The new, purpose built factory was constructed in a matter of 17 weeks and the Hall St. manufacturing was transferred there over a single weekend and subsequently closed down.

The Trust is right now sending out its own SOS message in a bid to ‘save’ part of this iconic building for the nation

A heritage task force Marconi Science WorX is currently negotiating with the local developer who has bought this building with planning permission for six apartments and commercial space.

Our thanks tonight are directed chiefly to the Chelmsford Sea Cadets of HMS Upholder

They have admirably risen to the challenge of honouring the role played by the men and women who worked in this factory - to whom so many seafarers, including those serving particularly in the Royal Navy, Merchant Navy owe their lives."

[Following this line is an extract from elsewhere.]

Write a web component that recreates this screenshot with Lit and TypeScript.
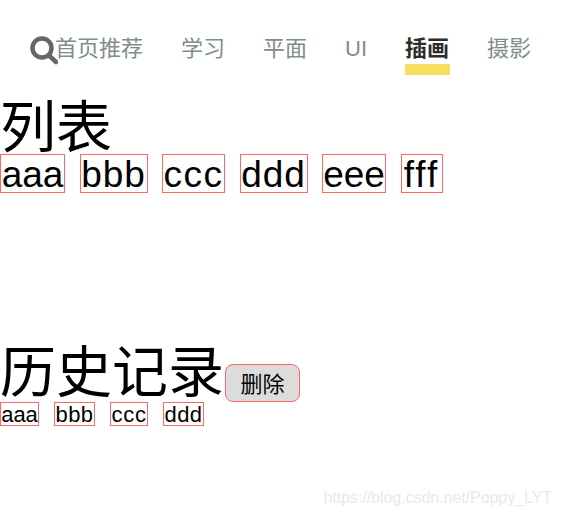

BACKGROUND: An SOS to raise £350,000 to ‘save’ part of the iconic Marconi building for the nation is being sent out by the newly formed Old Moulsham and Central Community Trust

The Trust has set up a heritage task force Marconi Science WorX to negotiate with the local developer who has bought the very first Marconi Wireless and Telegraphy Works in Hall Street with planning permission for six apartments and commercial space.

Not only is Hall Street the first Marconi works in the UK, but, if the task force is successful, it will be the only former Marconi building in the country dedicated to the great man and encouraging young boffins of the future.

Although much of the former New Street Marconi HQ has been saved from the bulldozer by developers, it is now entirely apartments and commercial premises.

Marconi Science WorX aims to obtain the former wireless factory’s ground floor for community use.

They aim to dedicate the very building which made the equipment that saved more than 700 Titanic survivors - and to look to the future to encourage young scientific inventors and entrepreneurs to be inspired by Marconi’s legacy..

Ros Webb, who also chair of the Friends of Chelmsford Museum, said: “ Its first aim is to purchase or rent, and refurbish the ground floor to provide a dynamic, multifunctional space where the history of Marconi’s pioneering work can be displayed together with an area where our young people can experiment, in a safe environment, with Science, Technology, Engineering and Math at regular STEM Clubs to encourage a new generation to pursue science careers and help bridge the skills gap.”

They also want to provide much needed community space in Moulsham that local groups can hire for a range of activities that could include arts and crafts, talks and exhibitions (especially Marconi) as well as a community café with modern toilet facilities.

Chris Neale, chair of the Marconi Heritage Group: “This is the very last opportunity for Chelmsford and its residents to save a piece of Marconi history in the City that welcomes people to Chelmsford – Birthplace of Radio."